打刻ツールには、Web打刻、モバイル打刻、ICカード打刻、GPS打刻、チャット打刻、PCログオン打刻など、さまざまな打刻方法が用意されています。自社の勤怠管理の課題から逆算して打刻ツールを選びましょう。
たとえば、テレワークやリモートワークで働く社員の労働時間が把握できない場合は、位置情報がわかるGPS打刻や、チャットツールで手軽に打刻可能なチャット打刻の機能を持った打刻ツールがおすすめです。打刻ツールの選び方や紙のタイムカードにはないメリットを知り、自社に合ったツールを導入しましょう。
タイムカードや出勤簿などで勤怠管理をしている場合、以下のような課題はないでしょうか。
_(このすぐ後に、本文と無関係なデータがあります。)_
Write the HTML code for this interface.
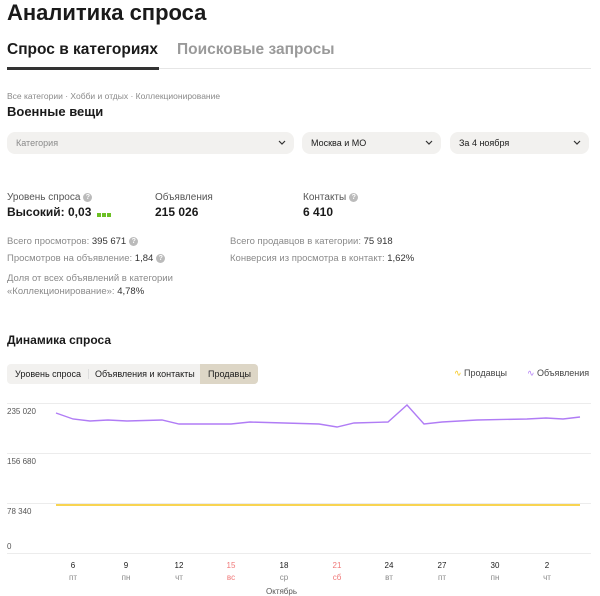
<!DOCTYPE html>
<html><head><meta charset="utf-8"><style>
*{margin:0;padding:0;box-sizing:border-box}
body{width:600px;height:595px;background:#fff;font-family:"Liberation Sans",sans-serif;color:#1a1a1a;position:relative;overflow:hidden}
.a{position:absolute;white-space:nowrap}
.g{color:#8a8a8a}
.dd{position:absolute;top:132px;height:22px;background:#f2f1ef;border-radius:8px;font-size:9px;line-height:22px;padding-left:9px}
.dd svg{position:absolute;right:8px;top:8px}
.lbl{font-size:10px;color:#555}
.val{font-size:12px;font-weight:bold}
.q{display:inline-block;width:9px;height:9px;border-radius:50%;background:#bbb;color:#fff;font-size:7px;line-height:9px;text-align:center;vertical-align:middle;margin-left:3px;font-weight:bold}
.row{font-size:9.5px;color:#8a8a8a}
.row b{font-weight:normal;color:#333}
.ax{font-size:8px;color:#555}
.tk{position:absolute;font-size:8px;text-align:center;width:30px;line-height:12px}
</style></head><body>
<div class="a" style="left:7px;top:0px;font-size:22px;font-weight:bold">Аналитика спроса</div>
<div class="a" style="left:7px;top:41px;font-size:15.5px;font-weight:bold">Спрос в категориях</div>
<div class="a" style="left:177px;top:41px;font-size:15.5px;font-weight:bold;color:#9a9a9a">Поисковые запросы</div>
<div class="a" style="left:7px;top:68px;width:584px;height:1px;background:#e6e6e6"></div>
<div class="a" style="left:7px;top:67px;width:152px;height:3px;background:#333"></div>
<div class="a g" style="left:7px;top:91px;font-size:8.5px">Все категории · Хобби и отдых · Коллекционирование</div>
<div class="a" style="left:7px;top:104px;font-size:13px;font-weight:bold">Военные вещи</div>
<div class="dd g" style="left:7px;width:287px">Категория<svg width="8" height="6"><path d="M1 1l3 3 3-3" stroke="#333" fill="none" stroke-width="1.2"/></svg></div>
<div class="dd" style="left:302px;width:139px">Москва и МО<svg width="8" height="6"><path d="M1 1l3 3 3-3" stroke="#333" fill="none" stroke-width="1.2"/></svg></div>
<div class="dd" style="left:450px;width:139px">За 4 ноября<svg width="8" height="6"><path d="M1 1l3 3 3-3" stroke="#333" fill="none" stroke-width="1.2"/></svg></div>

<div class="a lbl" style="left:7px;top:192px">Уровень спроса<span class="q">?</span></div>
<div class="a val" style="left:7px;top:205px">Высокий: 0,03 <span style="display:inline-block;vertical-align:middle;margin-left:2px"><i style="display:inline-block;width:4px;height:4px;background:#6cc024;margin-right:1px"></i><i style="display:inline-block;width:4px;height:4px;background:#6cc024;margin-right:1px"></i><i style="display:inline-block;width:4px;height:4px;background:#6cc024"></i></span></div>
<div class="a lbl" style="left:155px;top:192px">Объявления</div>
<div class="a val" style="left:155px;top:205px">215 026</div>
<div class="a lbl" style="left:303px;top:192px">Контакты<span class="q">?</span></div>
<div class="a val" style="left:303px;top:205px">6 410</div>

<div class="a row" style="left:7px;top:236px">Всего просмотров: <b>395 671</b><span class="q">?</span></div>
<div class="a row" style="left:7px;top:253px">Просмотров на объявление: <b>1,84</b><span class="q">?</span></div>
<div class="a row" style="left:7px;top:272px;line-height:13px">Доля от всех объявлений в категории<br>«Коллекционирование»: <b>4,78%</b></div>
<div class="a row" style="left:230px;top:236px">Всего продавцов в категории: <b>75 918</b></div>
<div class="a row" style="left:230px;top:253px">Конверсия из просмотра в контакт: <b>1,62%</b></div>

<div class="a" style="left:7px;top:333px;font-size:12px;font-weight:bold">Динамика спроса</div>
<div class="a" style="left:7px;top:364px;width:251px;height:20px;background:#f2f1ef;border-radius:4px;font-size:9px;line-height:20px">
<span style="position:absolute;left:8px">Уровень спроса</span>
<span style="position:absolute;left:81px;top:5px;width:1px;height:10px;background:#ddd"></span>
<span style="position:absolute;left:88px">Объявления и контакты</span>
<span style="position:absolute;left:193px;width:58px;height:20px;background:#ddd6c6;border-radius:0 4px 4px 0;padding-left:8px">Продавцы</span></div>
<div class="a" style="left:454px;top:368px;font-size:9px;color:#444"><span style="color:#f5c518">∿</span> Продавцы</div>
<div class="a" style="left:527px;top:368px;font-size:9px;color:#444"><span style="color:#b07cf5">∿</span> Объявления</div>

<svg class="a" style="left:0;top:0" width="600" height="595">
<g stroke="#ececec" stroke-width="1"><line x1="7" x2="591" y1="403.5" y2="403.5"/><line x1="7" x2="591" y1="453.5" y2="453.5"/><line x1="7" x2="591" y1="503.5" y2="503.5"/><line x1="7" x2="591" y1="553.5" y2="553.5"/></g>
<polyline fill="none" stroke="#b07cf5" stroke-width="1.4" points="56,413 73,419 90,421 108,420 127,421 162,420 179,424 231,424 250,422 319,424 337,427 354,423 388,422 407,405 424,424 442,422 477,420 527,419 546,418 563,419 580,417"/>
<line x1="56" x2="580" y1="505" y2="505" stroke="#f5c518" stroke-width="1.6"/>
</svg>
<div class="a ax" style="left:7px;top:407px">235 020</div>
<div class="a ax" style="left:7px;top:457px">156 680</div>
<div class="a ax" style="left:7px;top:507px">78 340</div>
<div class="a ax" style="left:7px;top:542px">0</div>
<div class="tk" style="left:58px;top:560px">6<br><span class="g">пт</span></div>
<div class="tk" style="left:111px;top:560px">9<br><span class="g">пн</span></div>
<div class="tk" style="left:164px;top:560px">12<br><span class="g">чт</span></div>
<div class="tk" style="left:216px;top:560px;color:#f07878">15<br>вс</div>
<div class="tk" style="left:269px;top:560px">18<br><span class="g">ср</span></div>
<div class="tk" style="left:322px;top:560px;color:#f07878">21<br>сб</div>
<div class="tk" style="left:374px;top:560px">24<br><span class="g">вт</span></div>
<div class="tk" style="left:427px;top:560px">27<br><span class="g">пт</span></div>
<div class="tk" style="left:480px;top:560px">30<br><span class="g">пн</span></div>
<div class="tk" style="left:532px;top:560px">2<br><span class="g">чт</span></div>
<div class="a ax" style="left:266px;top:587px">Октябрь</div>
</body></html>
・タイムカードの収集や打刻漏れ、ミスの確認に時間がかかる
・労働時間の集計に時間がかかる/ミスが発生しやすい
・労働時間をリアルタイムで把握できず、月末に集計するまで残業時間がわからない/気づいたら上限を超過していた
そのようなお悩みをお持ちの方におすすめなのが、勤怠管理システムです。システムであれば工数・ミスを削減して労働時間の集計ができるほか、リアルタイムで労働時間が把握できるため、残業の上限規制など法律に則った管理を実現できます。